1 March 2016  •  Author: Victoria White

The breast cancer treatment pipeline’s exceptional levels of activity and innovation may significantly alter the clinical and commercial landscape of the disease market over the next decade, according to business intelligence provider GBI Research.

Ecosystem Diversity Index

The breast cancer treatment pipeline comprises a staggering 1,050 drugs in active development across all stages and 347 first-in-class programmes.

The company’s latest report states that factors driving such innovation and potential for breakthrough drugs include a very large and growing patient pool, a well-established market with multiple unmet needs, and a robust understanding of the disease pathophysiology, facilitating the development of novel compounds that may fill such needs.

Dominic Trewartha, Managing Analyst for GBI Research, explains: “Breast cancer has the largest product pipeline in the pharmaceutical industry, and its significant patient population and successful commercialization of drugs such as Herceptin have attracted a great deal of R&D investment.

“The sheer number of first-in-class products in development reflects a deepening scientific understanding of the underlying pathophysiology of breast cancer and a growing list of molecules that have been implicated in the initiation and progression of the disease.

“Although the development of products for novel molecular targets is risky, as their role in disease pathophysiology is often poorly characterized, the breast cancer pipeline also has the potential to yield therapies that outperform existing products and mechanisms of action.”

Multiple targeted therapies will positively change the clinical landscape

While the cure rate for early-stage breast cancer is currently high, and the safety and tolerability profiles of existing monoclonal Antibodies (mAbs) are strong, more advanced forms of the disease, such as metastatic cancer, are not so treatable.

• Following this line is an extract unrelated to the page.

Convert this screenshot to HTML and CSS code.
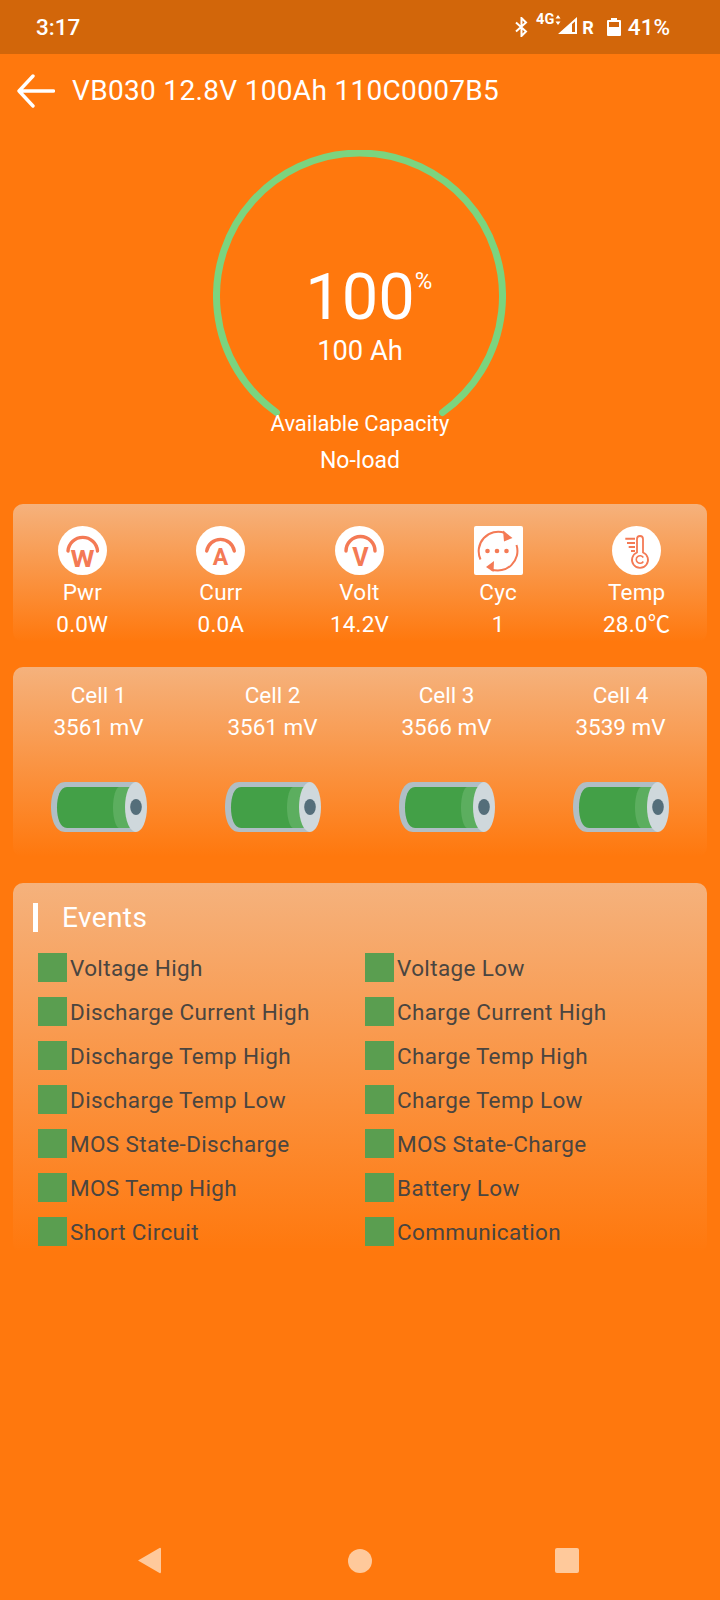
FILE: index.html
```html
<!DOCTYPE html>
<html lang="en">
<head>
  <meta charset="UTF-8" />
  <meta name="viewport" content="width=device-width, initial-scale=1.0" />
  <title>VB030 Battery</title>
  <link rel="stylesheet" href="styles.css">
</head>
<body>
  <div class="screen">
    <div class="status-bar">
      <span class="status-time">3:17</span>
      <div class="status-icons">
        <svg class="ic-bt" width="13" height="20" viewBox="0 0 13 20"><path d="M1 5.500l10 9-4.500 4.500V1L11 5.500l-10 9" fill="none" stroke="#fff" stroke-width="2"/></svg>
        <span class="net">4G</span>
        <svg class="ic-arrows" width="6" height="12" viewBox="0 0 6 12"><path d="M3 1l2.500 3.500h-5zM3 11l2.500-3.500h-5z" fill="#fff"/></svg>
        <svg class="ic-signal" width="19" height="17" viewBox="0 0 19 17"><path d="M0 17L19 0v17zM14 7v8h3V4.500z" fill="#fff" fill-rule="evenodd"/></svg>
        <span class="roam">R</span>
        <svg class="ic-batt" width="14" height="18" viewBox="0 0 14 18"><path d="M4 0h6v2h3a1 1 0 0 1 1 1v14a1 1 0 0 1-1 1H1a1 1 0 0 1-1-1V3a1 1 0 0 1 1-1h3zM2 4v5h10V4z" fill="#fff" fill-rule="evenodd"/></svg>
        <span class="status-pct">41%</span>
      </div>
    </div>

    <div class="title-bar">
      <svg class="back" width="38" height="34" viewBox="0 0 38 34"><path d="M36.500 17H2M16 2L2 17l14 15" fill="none" stroke="#fff" stroke-width="3.400" stroke-linecap="round" stroke-linejoin="round"/></svg>
      <span class="title">VB030 12.8V 100Ah 110C0007B5</span>
    </div>

    <div class="gauge">
      <svg class="gauge-ring" width="293" height="293" viewBox="0 0 293 293"><path d="M63.500 262.500A143 143 0 1 1 229.500 262.500" fill="none" stroke="#7bd47f" stroke-width="7" stroke-linecap="round"/></svg>
      <div class="gauge-value">100<span class="gauge-pct">%</span></div>
      <div class="gauge-ah">100 Ah</div>
      <div class="gauge-label gauge-caption">Available Capacity</div>
      <div class="gauge-label">No-load</div>
    </div>

    <div class="panel stats">
      <div class="stat">
        <svg class="stat-icon" width="49" height="49" viewBox="0 0 49 49"><circle cx="24.500" cy="24.500" r="24.500" fill="#fff"/><path d="M10 25a14.800 14.800 0 0 1 29.500 0" fill="none" stroke="#f47a55" stroke-width="3.400" stroke-linecap="round"/><text x="24.500" y="41" class="icon-letter" textLength="24" lengthAdjust="spacingAndGlyphs">W</text></svg>
        <div class="stat-name">Pwr</div>
        <div class="stat-val">0.0W</div>
      </div>
      <div class="stat">
        <svg class="stat-icon" width="49" height="49" viewBox="0 0 49 49"><circle cx="24.500" cy="24.500" r="24.500" fill="#fff"/><path d="M10.700 25a14 14 0 0 1 27.600 0" fill="none" stroke="#f47a55" stroke-width="3.400" stroke-linecap="round"/><text x="24.500" y="39" class="icon-letter">A</text></svg>
        <div class="stat-name">Curr</div>
        <div class="stat-val">0.0A</div>
      </div>
      <div class="stat">
        <svg class="stat-icon" width="49" height="49" viewBox="0 0 49 49"><circle cx="24.500" cy="24.500" r="24.500" fill="#fff"/><path d="M11 25a14.500 14.500 0 0 1 29 0" fill="none" stroke="#f47a55" stroke-width="3.400" stroke-linecap="round"/><text x="25.500" y="40" class="icon-letter tall">V</text></svg>
        <div class="stat-name">Volt</div>
        <div class="stat-val">14.2V</div>
      </div>
      <div class="stat">
        <svg class="stat-icon" width="49" height="49" viewBox="0 0 49 49"><rect width="49" height="49" rx="2" fill="#fff"/><path d="M6.500 33.500A19.500 19.500 0 0 1 31 7M42.500 19A19.500 19.500 0 0 1 17 43.200" fill="none" stroke="#f47a55" stroke-width="2"/><path d="M29 4.500l9.500 7.500-8.500 3.500zM12 41l8-6-.5 11z" fill="#f47a55"/><circle cx="13.500" cy="25" r="2.300" fill="#f47a55"/><circle cx="23" cy="25" r="2.300" fill="#f47a55"/><circle cx="32.500" cy="25" r="2.300" fill="#f47a55"/></svg>
        <div class="stat-name">Cyc</div>
        <div class="stat-val">1</div>
      </div>
      <div class="stat">
        <svg class="stat-icon" width="49" height="49" viewBox="0 0 49 49"><circle cx="24.500" cy="24.500" r="24.500" fill="#fff"/><path d="M25 26V13a3 3 0 0 1 6 0v13.500a8 8 0 1 1-6 0z" fill="none" stroke="#f47a55" stroke-width="1.800"/><path d="M31.300 31.500a3.800 3.800 0 1 0 0 4" fill="none" stroke="#f47a55" stroke-width="1.600"/><path d="M13.300 12.800H23M15 17h8M16.700 21H23M19 25h4" stroke="#f47a55" stroke-width="2"/></svg>
        <div class="stat-name">Temp</div>
        <div class="stat-val">28.0℃</div>
      </div>
    </div>

    <div class="panel cells">
      <div class="cell">
        <div class="cell-name">Cell 1</div>
        <div class="cell-val">3561 mV</div>
        <svg class="cell-batt" width="96" height="50" viewBox="0 0 96 50"><use href="#battery"/></svg>
      </div>
      <div class="cell">
        <div class="cell-name">Cell 2</div>
        <div class="cell-val">3561 mV</div>
        <svg class="cell-batt" width="96" height="50" viewBox="0 0 96 50"><use href="#battery"/></svg>
      </div>
      <div class="cell">
        <div class="cell-name">Cell 3</div>
        <div class="cell-val">3566 mV</div>
        <svg class="cell-batt" width="96" height="50" viewBox="0 0 96 50"><use href="#battery"/></svg>
      </div>
      <div class="cell">
        <div class="cell-name">Cell 4</div>
        <div class="cell-val">3539 mV</div>
        <svg class="cell-batt" width="96" height="50" viewBox="0 0 96 50"><use href="#battery"/></svg>
      </div>
    </div>

    <div class="panel events">
      <div class="events-head">Events</div>
      <div class="event-grid">
        <div class="event"><i class="dot"></i>Voltage High</div>
        <div class="event"><i class="dot"></i>Voltage Low</div>
        <div class="event"><i class="dot"></i>Discharge Current High</div>
        <div class="event"><i class="dot"></i>Charge Current High</div>
        <div class="event"><i class="dot"></i>Discharge Temp High</div>
        <div class="event"><i class="dot"></i>Charge Temp High</div>
        <div class="event"><i class="dot"></i>Discharge Temp Low</div>
        <div class="event"><i class="dot"></i>Charge Temp Low</div>
        <div class="event"><i class="dot"></i>MOS State-Discharge</div>
        <div class="event"><i class="dot"></i>MOS State-Charge</div>
        <div class="event"><i class="dot"></i>MOS Temp High</div>
        <div class="event"><i class="dot"></i>Battery Low</div>
        <div class="event"><i class="dot"></i>Short Circuit</div>
        <div class="event"><i class="dot"></i>Communication</div>
      </div>
    </div>

    <div class="nav-bar">
      <svg width="24" height="27" viewBox="0 0 24 27"><path d="M22.500 1L1 13.500 22.500 26a1 1 0 0 0 1.500-1V2a1 1 0 0 0-1.500-1z" fill="#ffc99b"/></svg>
      <span class="nav-home"></span>
      <span class="nav-recent"></span>
    </div>
  </div>

  <svg class="defs" width="0" height="0">
    <defs>
      <g id="battery">
        <path d="M14 0h71v50H14C5 50 0 39 0 25S5 0 14 0z" fill="#b0bec5"/>
        <path d="M16 5h64v41H16C9 46 6 36 6 25.500S9 5 16 5z" fill="#43a047"/>
        <path d="M68 5h12v41H68c-3 0-6-10-6-20.500S65 5 68 5z" fill="#5cae5f"/>
        <ellipse cx="85" cy="25" rx="11" ry="25" fill="#cfd8dc"/>
        <ellipse cx="85" cy="25" rx="5.800" ry="8" fill="#546e7a"/>
      </g>
    </defs>
  </svg>
</body>
</html>
```

FILE: styles.css
```css
* {
  box-sizing: border-box;
}
body {
  margin: 0;
  font-family: Roboto, "Noto Sans CJK SC", sans-serif;
  color: #fff;
  background-color: #ff780d;
}
.screen {
  width: 720px;
  height: 1600px;
  display: flex;
  flex-direction: column;
  overflow: hidden;
}
.defs {
  position: absolute;
}

/* status bar */
.status-bar {
  height: 54px;
  flex: none;
  background-color: #d2660a;
  display: flex;
  align-items: center;
  justify-content: space-between;
  padding: 0 50px 0 36px;
  font-size: 22.500px;
  font-weight: 500;
}
.status-icons {
  display: flex;
  align-items: center;
}
.net {
  font-size: 14.500px;
  font-weight: 700;
  margin: -16px 0 0 8px;
}
.ic-arrows {
  margin: -14px 0 0 1px;
}
.ic-signal {
  margin: -3px 0 0 -3px;
}
.roam {
  font-size: 18px;
  font-weight: 700;
  margin-left: 5px;
}
.ic-batt {
  margin: -1px 0 0 13px;
}
.status-pct {
  margin-left: 7px;
}

/* title */
.title-bar {
  height: 72px;
  flex: none;
  display: flex;
  align-items: center;
  padding: 1px 0 0 17px;
}
.back {
  margin-right: 17px;
}
.title {
  font-size: 28px;
  letter-spacing: 0.32px;
}

/* gauge */
.gauge {
  position: relative;
  height: 352px;
  flex: none;
  padding-top: 134px;
  text-align: center;
  margin-bottom: 26px;
}
.gauge-ring {
  position: absolute;
  left: 213px;
  top: 24px;
}
.gauge-value {
  font-size: 65px;
  line-height: 75px;
  margin-bottom: 1px;
  position: relative;
}
.gauge-pct {
  font-size: 24px;
  position: absolute;
  margin-top: 7px;
  line-height: 28px;
}
.gauge-ah {
  font-size: 27.300px;
  line-height: 30px;
}
.gauge-label {
  font-size: 23px;
  line-height: 37px;
  position: relative;
}
.gauge-caption {
  font-size: 22px;
  margin-top: 39px;
}

/* panels */
.panel {
  margin: 0 13px;
  flex: none;
  border-radius: 10px;
  background: linear-gradient(to bottom, rgba(235, 235, 235, 0.5), rgba(235, 235, 235, 0));
}
.stats {
  height: 138px;
  margin-bottom: 25px;
  padding: 22px 1px 0 0;
  display: grid;
  grid-template-columns: repeat(5, 1fr);
  text-align: center;
}
.stat-icon {
  display: block;
  margin: 0 auto;
}
.icon-letter {
  font-family: Roboto, sans-serif;
  font-size: 23px;
  font-weight: 700;
  fill: #f47a55;
  text-anchor: middle;
}
.icon-letter.tall {
  font-size: 25px;
}
.stat-name {
  font-size: 22.500px;
  letter-spacing: 0.2px;
  line-height: 32px;
  margin-top: 1px;
}
.stat-val {
  font-size: 22.500px;
  letter-spacing: 0.2px;
  line-height: 32px;
}
.cells {
  height: 190px;
  margin-bottom: 26px;
  padding-top: 13px;
  display: grid;
  grid-template-columns: repeat(4, 174px);
  text-align: center;
}
.cell {
  margin-left: -3px;
}
.cell-name,
.cell-val {
  font-size: 22.500px;
  line-height: 31.500px;
}
.cell-batt {
  display: block;
  margin: 39px auto 0;
}
.events {
  height: 370px;
  padding: 20px 0 0 20px;
}
.events-head {
  border-left: 5px solid #fff;
  height: 29px;
  line-height: 29px;
  padding-left: 24px;
  font-size: 28px;
  letter-spacing: 0.4px;
}
.event-grid {
  display: grid;
  grid-template-columns: 327px 1fr;
  grid-auto-rows: 44px;
  padding: 21px 0 0 5px;
}
.event {
  display: flex;
  align-items: flex-start;
  gap: 3px;
  color: #4a4540;
  font-size: 22.500px;
  letter-spacing: 0.36px;
  line-height: 31px;
}
.dot {
  width: 29px;
  height: 29px;
  flex: none;
  background-color: #5a9e50;
}

/* nav */
.nav-bar {
  margin-top: auto;
  height: 53px;
  flex: none;
  display: flex;
  align-items: flex-start;
  padding: 0 0 0 137px;
}
.nav-home {
  width: 24px;
  height: 24px;
  border-radius: 50%;
  background-color: #ffc99b;
  margin: 2px 0 0 187px;
}
.nav-recent {
  width: 24px;
  height: 25px;
  border-radius: 2px;
  background-color: #ffc99b;
  margin: 1px 0 0 183px;
}
```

Trewartha explains: “Due to the highly complex and polygenic nature of breast cancer, it is unlikely that the inhibition of a single target will be sufficient to substantially improve the prognosis in the clinic.

“However, it is far more likely that the concurrent use of multiple targeted therapies, along with other available modes of therapy, will be able to do this, which will positively change the clinical landscape.”